The mcd-X-spectrum-Y files contain the transition energies in
wavenumbers, the A-, B-, or C-term data, and at the top a Fortran
namelist input for plot-mcdspectrum such as

&plot nsyme(1)=    109, ndegen(1)=1, sigma=1000, sharpen=1, npoints=300,
 nexcit=    109, invert=.f., waveno=.t., term='C', temp=   5.00 /

Depending on the state grouping and whether the ground state is
degenerate or not, nsyme(1) and  nexcit may be equal to nstates-1 from
the namelist input for the mcd-X-molcas code, or smaller. The two parameters
must be equal and correspond to the number of calculated transitions
between grouped ground state and excited state levels, minus any
skipped low-energy states.
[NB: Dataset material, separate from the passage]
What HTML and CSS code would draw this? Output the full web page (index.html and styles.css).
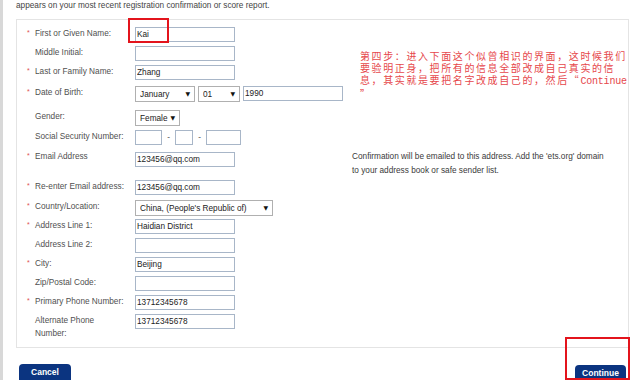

It is determined automatically by
mcd-X-molcas.

term (character*1):

  set to 'A', 'B', or 'C' for an A-, B-, or C-term spectrum. This
  option is set automatically depending on which mcd-X-molcas code you
  run.

temp (real):

  temperature, set automatically based on the value given in
  options.dat

sigma (real or integer):

  Gaussian broadening in wavenumbers. This is the half width at 1/3
  peak height. If set to 0, an empirical broadening will be used that
  increases the broadening with sqrt(E). NOT TESTED, LET ME KNOW IF IT
  DOES NOT WORK

sharpen (real or integer):

  if the empirical broadening is used, the sharpen parameter can be
  useful to generate a sharper or broader spectrum if set to >1 or <1

waveno (logical):

  is .T., energies are in wavenumbers and will be converted internally
  to atomic units

nsyme, ndegen (integer):

  currently not used. Would specify excitations with different
  symmetries and degeneracies in the same input file.

invert (logical):

  if .T., the calculated spectrum will be inverted. This is useful for
  natural optical activity if a calculation was done for the wrong 
  enantiomer, but it should not be used for induced optical activity.

npoints (integer):

  number of energy grid points used to generate the plot of the
  spectrum.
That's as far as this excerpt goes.